Shortest distance between the given pair of lines is 3√30 units.

(ii) $\vec{r}=3\hat{i}+5\hat{j}+7\hat{k}+λ(\hat{i}-2\hat{j}+7\hat{k})$ and $\vec{r}=-\hat{i}-\hat{j}-\hat{k}+μ(7\hat{i}-6\hat{j}+\hat{k}).$

Solution:

As we know that the shortest distance between the lines $\vec{r}=\vec{a_1}+λ(\vec{b_1})$ and $\vec{r}=\vec{a_2}+μ(\vec{b_2})$ is:

D= $|\frac{(\vec{a_2}-\vec{a_1}).(\vec{b_1}×\vec{b_2})}{|\vec{b_1}×\vec{b_2}|}|$

Now, $\vec{a_2}-\vec{a_1}=-\hat{i}-\hat{j}-\hat{k}-(3\hat{i}+5\hat{j}+7\hat{k})$

= $-4\hat{i}-6\hat{j}-8\hat{k}$

= $-2(2\hat{i}+3\hat{j}+4\hat{k})$

$(\vec{b_1}×\vec{b_2})=\left|\begin{array}{cc}\hat{i}&\hat{j}&\hat{k}\\1&-2&7\\7&-6&1\\\end{array}\right|$

= $8(5\hat{i}+6\hat{j}+\hat{k})$

$(\vec{a_2}-\vec{a_1}).(\vec{b_1}×\vec{b_2})=(-2(2\hat{i}+3\hat{j}+4\hat{k})).(8(5\hat{i}+6\hat{j}+\hat{k}))$

= – 16 × 32

= – 512

$|\vec{b_1}×\vec{b_2}|=8\sqrt{(5)^2+(6)^2+(1)^2}$

= $8\sqrt{25+36+1}$

= $8\sqrt{62}$

On substituting the values in the formula, we have

SD = $|\frac{-512}{8\sqrt{62}}|$

Shortest distance between the given pair of lines is $|\frac{512}{\sqrt{3968}}|$ units.
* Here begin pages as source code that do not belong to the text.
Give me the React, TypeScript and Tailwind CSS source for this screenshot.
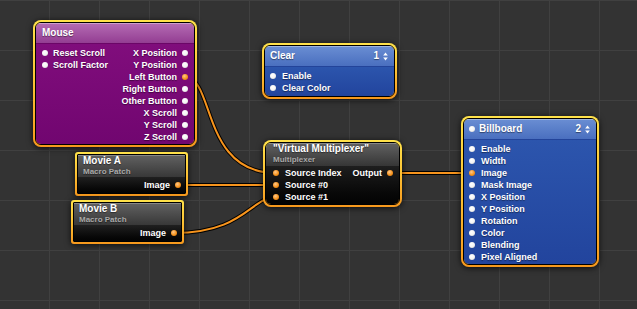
import React from "react";

type PortProps = { on?: boolean };

const Port: React.FC<PortProps> = ({ on }) => (
  <span
    className={
      on
        ? "w-[6px] h-[6px] rounded-full shrink-0 bg-[radial-gradient(circle_at_40%_35%,#ffc88a,#f7941d_55%,#c8690a)]"
        : "w-[6px] h-[6px] rounded-full shrink-0 bg-[radial-gradient(circle_at_40%_35%,#ffffff,#f4f4f4_55%,#b8b8b8)]"
    }
  />
);

const Arrows: React.FC = () => (
  <svg width="5" height="9" viewBox="0 0 5 9" className="ml-[4px]">
    <path d="M2.5 0.5 L4.8 3.6 L0.2 3.6 Z" fill="#ffffff" />
    <path d="M2.5 8.5 L4.8 5.4 L0.2 5.4 Z" fill="#ffffff" />
  </svg>
);

const InRow: React.FC<{ label: string; on?: boolean; pad?: string }> = ({ label, on, pad }) => (
  <div className={`h-[12px] flex items-center ${pad ?? "pl-[6px] gap-[5px]"}`}>
    <Port on={on} />
    <span>{label}</span>
  </div>
);

const OutRow: React.FC<{ label: string; on?: boolean; pad?: string }> = ({ label, on, pad }) => (
  <div className={`h-[12px] flex items-center justify-end ${pad ?? "pr-[6px] gap-[5px]"}`}>
    <span>{label}</span>
    <Port on={on} />
  </div>
);

// yellow/orange selection frame around every patch
const Frame: React.FC<{ className: string; round?: boolean; children: React.ReactNode }> = ({
  className,
  round = true,
  children,
}) => (
  <div
    className={`absolute p-[2px] bg-gradient-to-b from-[#ffe24a] via-[#fcc234] to-[#f7981c] shadow-[0_1px_6px_rgba(0,0,0,0.75)] ${
      round ? "rounded-[8px]" : "rounded-[3px]"
    } ${className}`}
  >
    <div
      className={`border border-black overflow-hidden text-white font-bold leading-none [text-shadow:0_1px_1px_rgba(0,0,0,0.45)] ${
        round ? "rounded-[6px]" : "rounded-[1px]"
      }`}
    >
      {children}
    </div>
  </div>
);

const mouseOutputs = [
  "X Position",
  "Y Position",
  "Left Button",
  "Right Button",
  "Other Button",
  "X Scroll",
  "Y Scroll",
  "Z Scroll",
];

const billboardInputs = [
  "Enable",
  "Width",
  "Image",
  "Mask Image",
  "X Position",
  "Y Position",
  "Rotation",
  "Color",
  "Blending",
  "Pixel Aligned",
];

const Wire: React.FC<{ d: string }> = ({ d }) => (
  <g fill="none" strokeLinecap="round">
    <path d={d} stroke="#000000" strokeWidth={4} />
    <path d={d} stroke="#f7941d" strokeWidth={2} />
  </g>
);

const MovieNode: React.FC<{ title: string; className: string }> = ({ title, className }) => (
  <Frame className={className} round={false}>
    <div className="bg-gradient-to-b from-[#626262] to-[#383838] pl-[5px] pb-[1px] shadow-[inset_0_1px_0_rgba(255,255,255,0.25)]">
      <div className="h-[12px] flex items-center text-[10px]">{title}</div>
      <div className="h-[9px] flex items-center text-[8px] text-[#a9a9a9]">Macro Patch</div>
    </div>
    <div className="bg-gradient-to-b from-[#202020] to-[#030303] pt-[2px] pb-[2px] text-[9px]">
      <OutRow label="Image" on pad="pr-[4px] gap-[5px]" />
    </div>
  </Frame>
);

export default function App() {
  return (
    <div
      className="relative w-[637px] h-[309px] overflow-hidden bg-[#333333] bg-[image:linear-gradient(to_right,#404040_1px,transparent_1px),linear-gradient(to_bottom,#404040_1px,transparent_1px)] bg-size-[50px_50px] bg-position-[49px_0px]"
      style={{ fontFamily: '"Liberation Sans", Arial, sans-serif' }}
    >
      <svg className="absolute inset-0" width="637" height="309">
        <Wire d="M185 77 C215 77 201 173 276 173" />
        <Wire d="M178 185 L276 185" />
        <Wire d="M174 233 C244 233 251 197 276 197" />
        <Wire d="M390 173 L472 173" />
      </svg>

      {/* Mouse */}
      <Frame className="left-[33px] top-[20px] w-[164px]">
        <div className="h-[21px] flex items-center px-[6px] text-[10px] bg-gradient-to-b from-[#b56cb4] to-[#933d92] border-b border-[#6b0667] shadow-[inset_0_1px_0_rgba(255,255,255,0.35)]">
          Mouse
        </div>
        <div className="flex justify-between pt-[3px] pb-[1px] text-[9px] bg-gradient-to-b from-[#800d7c] to-[#710670]">
          <div className="flex flex-col">
            <InRow label="Reset Scroll" />
            <InRow label="Scroll Factor" />
          </div>
          <div className="flex flex-col">
            {mouseOutputs.map((o) => (
              <OutRow key={o} label={o} on={o === "Left Button"} />
            ))}
          </div>
        </div>
      </Frame>

      {/* Clear */}
      <Frame className="left-[262px] top-[43px] w-[135px]">
        <div className="h-[21px] flex items-center justify-between pl-[5px] pr-[6px] text-[10px] bg-gradient-to-b from-[#6a8ed3] to-[#4a6fbf] border-b border-[#23449a] shadow-[inset_0_1px_0_rgba(255,255,255,0.35)]">
          <span>Clear</span>
          <span className="flex items-center">
            1<Arrows />
          </span>
        </div>
        <div className="pt-[3px] pb-[2px] text-[9px] bg-gradient-to-b from-[#2c55ad] to-[#22449d]">
          <InRow label="Enable" pad="pl-[5px] gap-[6px]" />
          <InRow label="Clear Color" pad="pl-[5px] gap-[6px]" />
        </div>
      </Frame>

      <MovieNode title="Movie A" className="left-[75px] top-[152px] w-[113px]" />
      <MovieNode title="Movie B" className="left-[71px] top-[200px] w-[113px]" />

      {/* Virtual Multiplexer */}
      <Frame className="left-[263px] top-[140px] w-[139px]">
        <div className="bg-gradient-to-b from-[#626262] to-[#363636] pl-[7px] pb-[2px] shadow-[inset_0_1px_0_rgba(255,255,255,0.25)]">
          <div className="h-[12px] flex items-center text-[10px]">"Virtual Multiplexer"</div>
          <div className="h-[9px] flex items-center text-[8px] text-[#a9a9a9]">Multiplexer</div>
        </div>
        <div className="flex justify-between pt-[1px] pb-[1px] text-[9px] bg-gradient-to-b from-[#1e1e1e] to-[#030303]">
          <div className="flex flex-col">
            <InRow label="Source Index" on pad="pl-[7px] gap-[6px]" />
            <InRow label="Source #0" on pad="pl-[7px] gap-[6px]" />
            <InRow label="Source #1" on pad="pl-[7px] gap-[6px]" />
          </div>
          <div className="flex flex-col">
            <OutRow label="Output" on pad="pr-[6px] gap-[5px]" />
          </div>
        </div>
      </Frame>

      {/* Billboard */}
      <Frame className="left-[461px] top-[116px] w-[138px]">
        <div className="h-[21px] flex items-center justify-between pl-[5px] pr-[6px] text-[10px] bg-gradient-to-b from-[#6a8ed3] to-[#4a6fbf] border-b border-[#23449a] shadow-[inset_0_1px_0_rgba(255,255,255,0.35)]">
          <span className="flex items-center gap-[4px]">
            <Port />
            Billboard
          </span>
          <span className="flex items-center">
            2<Arrows />
          </span>
        </div>
        <div className="pt-[3px] pb-[1px] text-[9px] bg-gradient-to-b from-[#2c55ad] to-[#22449d]">
          {billboardInputs.map((i) => (
            <InRow key={i} label={i} on={i === "Image"} pad="pl-[5px] gap-[6px]" />
          ))}
        </div>
      </Frame>
    </div>
  );
}
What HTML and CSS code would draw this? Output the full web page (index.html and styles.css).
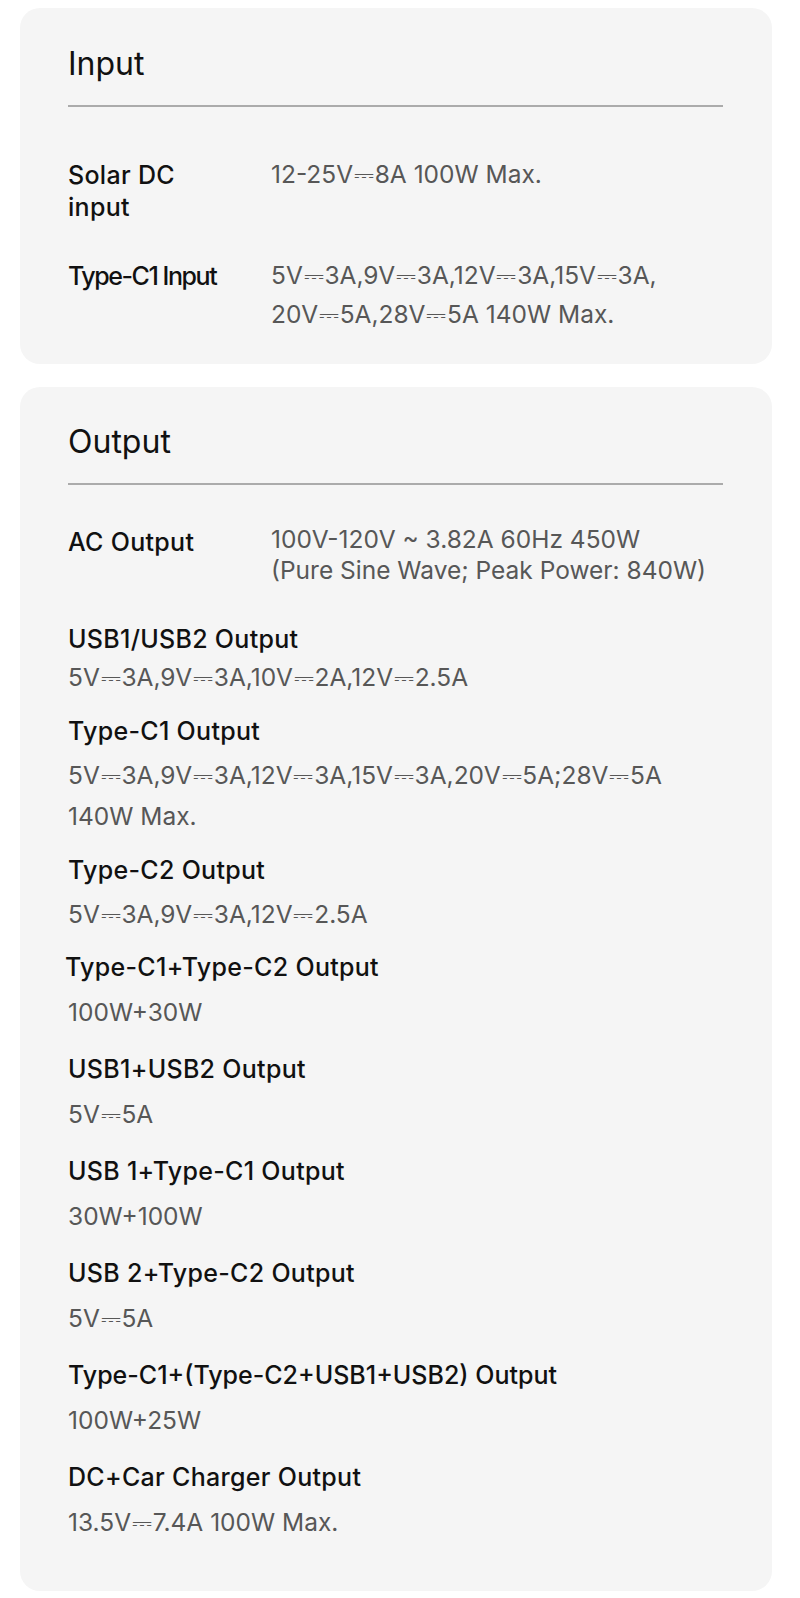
FILE: index.html
```html
<!DOCTYPE html>
<html lang="en">
<head>
<meta charset="utf-8">
<title>Specifications</title>
<link rel="stylesheet" href="styles.css">
</head>
<body>
<main class="page">
  <section class="card card-input">
    <h2 class="card-title">Input</h2>
    <div class="rows rows-input">
      <div class="row">
        <div class="label">Solar DC<br>input</div>
        <div class="value">12-25V<span class="dc">⎓</span>8A 100W Max.</div>
      </div>
      <div class="row">
        <div class="label label-condensed">Type-C1 Input</div>
        <div class="value">5V<span class="dc">⎓</span>3A,9V<span class="dc">⎓</span>3A,12V<span class="dc">⎓</span>3A,15V<span class="dc">⎓</span>3A,<br>20V<span class="dc">⎓</span>5A,28V<span class="dc">⎓</span>5A 140W Max.</div>
      </div>
    </div>
  </section>

  <section class="card card-output">
    <h2 class="card-title">Output</h2>
    <div class="rows rows-output">
      <div class="row row-ac">
        <div class="label">AC Output</div>
        <div class="value">100V-120V ~ 3.82A 60Hz 450W<br>(Pure Sine Wave; Peak Power: 840W)</div>
      </div>
    </div>
    <div class="specs specs-tight">
      <div class="spec spec-first">
        <div class="label">USB1/USB2 Output</div>
        <div class="value">5V<span class="dc">⎓</span>3A,9V<span class="dc">⎓</span>3A,10V<span class="dc">⎓</span>2A,12V<span class="dc">⎓</span>2.5A</div>
      </div>
      <div class="spec">
        <div class="label">Type-C1 Output</div>
        <div class="value">5V<span class="dc">⎓</span>3A,9V<span class="dc">⎓</span>3A,12V<span class="dc">⎓</span>3A,15V<span class="dc">⎓</span>3A,20V<span class="dc">⎓</span>5A;28V<span class="dc">⎓</span>5A<br>140W Max.</div>
      </div>
      <div class="spec">
        <div class="label">Type-C2 Output</div>
        <div class="value">5V<span class="dc">⎓</span>3A,9V<span class="dc">⎓</span>3A,12V<span class="dc">⎓</span>2.5A</div>
      </div>
    </div>
    <div class="specs specs-loose">
      <div class="spec">
        <div class="label label-shift">Type-C1+Type-C2 Output</div>
        <div class="value">100W+30W</div>
      </div>
      <div class="spec">
        <div class="label">USB1+USB2 Output</div>
        <div class="value">5V<span class="dc">⎓</span>5A</div>
      </div>
      <div class="spec">
        <div class="label">USB 1+Type-C1 Output</div>
        <div class="value">30W+100W</div>
      </div>
      <div class="spec">
        <div class="label">USB 2+Type-C2 Output</div>
        <div class="value">5V<span class="dc">⎓</span>5A</div>
      </div>
      <div class="spec">
        <div class="label label-long">Type-C1+(Type-C2+USB1+USB2) Output</div>
        <div class="value">100W+25W</div>
      </div>
      <div class="spec">
        <div class="label">DC+Car Charger Output</div>
        <div class="value">13.5V<span class="dc">⎓</span>7.4A 100W Max.</div>
      </div>
    </div>
  </section>
</main>
</body>
</html>
```

FILE: styles.css
```css
* {
  box-sizing: border-box;
}

html, body {
  margin: 0;
  padding: 0;
  background: #ffffff;
}

body {
  font-family: Inter, "DejaVu Sans", "Liberation Sans", sans-serif;
  color: #141414;
}

.page {
  display: flex;
  flex-direction: column;
  gap: 23px;
  padding: 8px 28px 10px 20px;
}

.card {
  background: #f5f5f5;
  border-radius: 20px;
  padding: 36px 49px 0 48px;
}

.card-input {
  padding-bottom: 30px;
}

.card-output {
  padding-top: 35px;
  padding-bottom: 48px;
}

.card-title {
  margin: 0;
  font-size: 32px;
  line-height: 40px;
  font-weight: 400;
  color: #111;
  padding-bottom: 21px;
  border-bottom: 2px solid #ababab;
}

.label {
  font-size: 25px;
  font-weight: 500;
  letter-spacing: 0.3px;
  color: #111;
}

.value {
  font-size: 24.5px;
  font-weight: 400;
  color: #575757;
}

.dc {
  font-family: "DejaVu Sans", sans-serif;
  margin: 0 0.8px;
}

.rows {
  display: flex;
  flex-direction: column;
}

.rows-input {
  padding-top: 48px;
  gap: 33px;
}

.rows-output {
  padding-top: 39px;
}

.row {
  display: grid;
  grid-template-columns: 203px 1fr;
  align-items: start;
}

.rows-input .label {
  line-height: 32px;
  padding-top: 4px;
}

.rows-input .value {
  line-height: 39px;
}

.row-ac .label {
  line-height: 32px;
  padding-top: 2px;
}

.row-ac .value {
  line-height: 31px;
}

.label-condensed {
  letter-spacing: -1.45px;
}

.label-long {
  letter-spacing: 0;
}

.specs {
  display: flex;
  flex-direction: column;
}

.spec .label {
  line-height: 40px;
}

.spec .value {
  line-height: 41px;
}

.specs-tight {
  padding-top: 33px;
  gap: 13px;
}

.specs-tight .value {
  margin-top: 4px;
}

.specs-tight .spec-first .value {
  margin-top: -2px;
}

.specs-loose {
  padding-top: 12px;
  gap: 16px;
}

.specs-loose .value {
  margin-top: 5px;
}

.label-shift {
  margin-left: -3px;
}
```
(iii) $\vec{r}=\hat{i}+2\hat{j}+3\hat{k}+λ(2\hat{i}+3\hat{j}+4\hat{k})$ and $\vec{r}=2\hat{i}+4\hat{j}+5\hat{k}+μ(3\hat{i}+4\hat{j}+5\hat{k})$

Solution:

As we know that the shortest distance between the lines $\vec{r}=\vec{a_1}+λ(\vec{b_1})$ and $\vec{r}=\vec{a_2}+μ(\vec{b_2})$ is:

D= $|\frac{(\vec{a_2}-\vec{a_1}).(\vec{b_1}×\vec{b_2})}{|\vec{b_1}×\vec{b_2}|}|$

Now, $\vec{a_2}-\vec{a_1}=2\hat{i}+4\hat{j}+5\hat{k}-(\hat{i}+2\hat{j}+3\hat{k})$

= $\hat{i}+2\hat{j}+2\hat{k}$

$(\vec{b_1}×\vec{b_2})=\left|\begin{array}{cc}\hat{i}&\hat{j}&\hat{k}\\2&3&4\\3&4&5\\\end{array}\right|$

= $-\hat{i}+2\hat{j}-\hat{k}$

$(\vec{a_2}-\vec{a_1}).(\vec{b_1}×\vec{b_2})=(\hat{i}+2\hat{j}+2\hat{k}).(-\hat{i}+2\hat{j}-\hat{k})$

= 1

$|\vec{b_1}×\vec{b_2}|=\sqrt{(-1)^2+(2)^2+(-1)^2}$

= $\sqrt{6}$

On substituting the values in the formula, we have

SD = $|\frac{1}{\sqrt6}|$

Shortest distance between the given pair of lines is 1/√6 units.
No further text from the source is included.